I wasn't aware of the ambiguity surrounding the underflow flag noted in your second link. However, the other complaints I'm reading from your links (things not specified by the standard may vary in behaviour; the standard is written in English and could have been written in different or better English) do not impact the semantics of floating-point arithmetic in a material way.
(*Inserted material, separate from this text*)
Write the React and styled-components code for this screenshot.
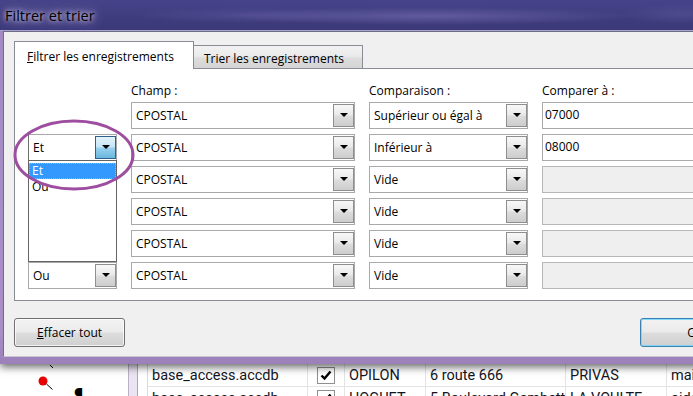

jnordwick · on March 31, 2017

> so many languages will round to the nearest integer if the float is within a certain margin

What language does this? It is more likely that it is printing out a truncated form but the number still contains that small difference, such as it will print "1.1" even though 1.1 isn't exactly representable in binary. This comes from the often used Grisu set of algorithms for printing which (in Grisu3) prints the smallest string that can represent the floating point bit pattern.

luhn · on March 31, 2017

That behavior was what I was referring to. I only have limited understanding on the topic; it seems my explanation was not quite right. Thanks for correcting me.

rusk · on March 31, 2017

My basic rule of thumb is to only use floats at the presentation layer, for storage, or for measurements. If you're doing any serious calculations you need to normalise to a more reliable format first.